Storm surge is the abnormal rise in sea level caused primarily by a hurricane’s winds pushing water towards the shore. The low pressure in the hurricane’s eye also contributes to storm surge, though to a lesser extent than the winds. A lower pressure allows the sea to bulge upwards slightly.

Q8: Do hurricanes with higher pressure always cause less damage?

Not necessarily. A hurricane with a slightly higher central pressure but a much larger size can still cause significant damage. The overall size and intensity of the wind field, as well as the storm’s track, are all critical factors in determining the extent of damage.

Q9: Why is it so difficult to forecast hurricane intensity and pressure?

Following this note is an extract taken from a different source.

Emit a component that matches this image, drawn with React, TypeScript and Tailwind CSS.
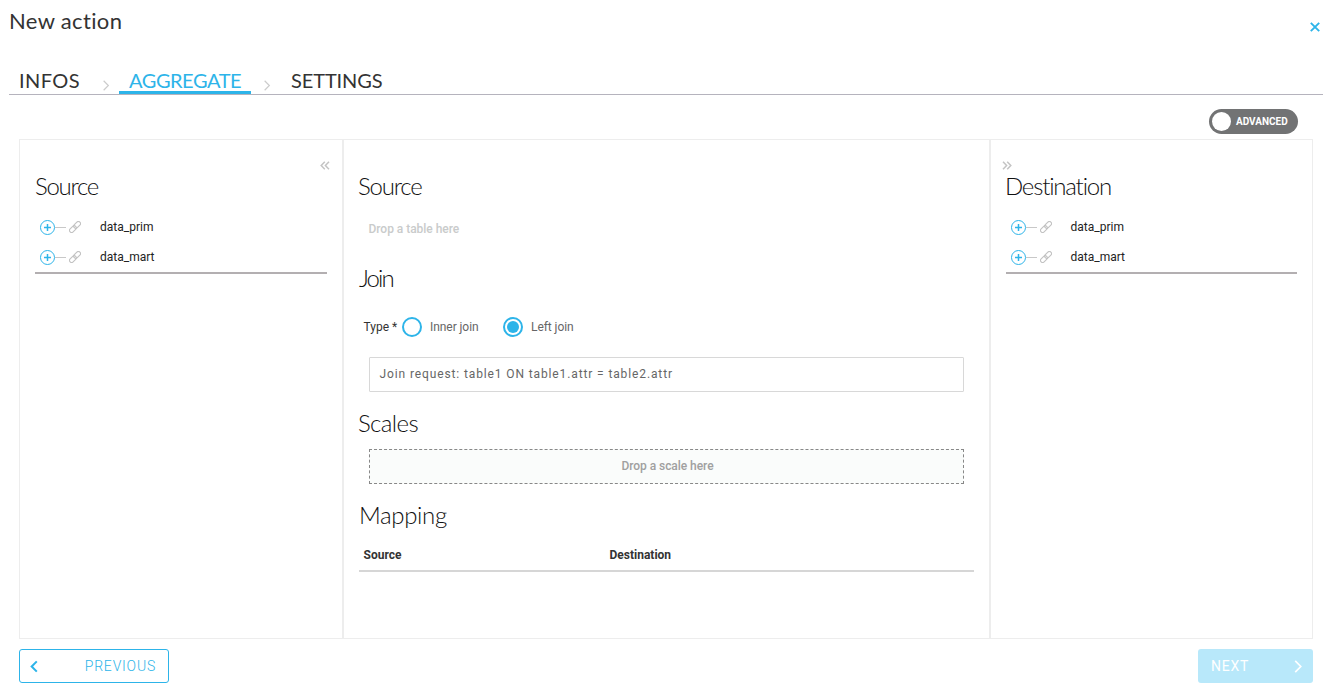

Forecasting hurricane intensity and pressure is challenging because hurricanes are complex systems that interact with the atmosphere and ocean in intricate ways. There are also limitations in our understanding of the underlying physical processes and the accuracy of weather models.

Q10: Can human activities affect hurricane pressure?

The relationship between human activities and hurricane pressure is complex and still under investigation. While climate change, driven by human activities, is projected to increase sea surface temperatures, which can fuel stronger hurricanes and potentially lower pressures, the precise impact on hurricane intensity and pressure is a topic of ongoing research.

Q11: What role do satellites play in measuring hurricane pressure?

Satellites don’t directly measure pressure in the same way as dropwindsondes. However, they provide valuable information about sea surface temperatures, wind fields, and cloud patterns, which are used to estimate the hurricane’s intensity and pressure. Satellite data are crucial for tracking hurricanes and providing early warnings.

Q12: How does the Saffir-Simpson Hurricane Wind Scale relate to pressure?

The Saffir-Simpson Hurricane Wind Scale classifies hurricanes based on their maximum sustained wind speed. While it does not directly use pressure as a category parameter, there is a strong correlation between wind speed and central pressure. Generally, a lower central pressure corresponds to a higher category on the Saffir-Simpson scale.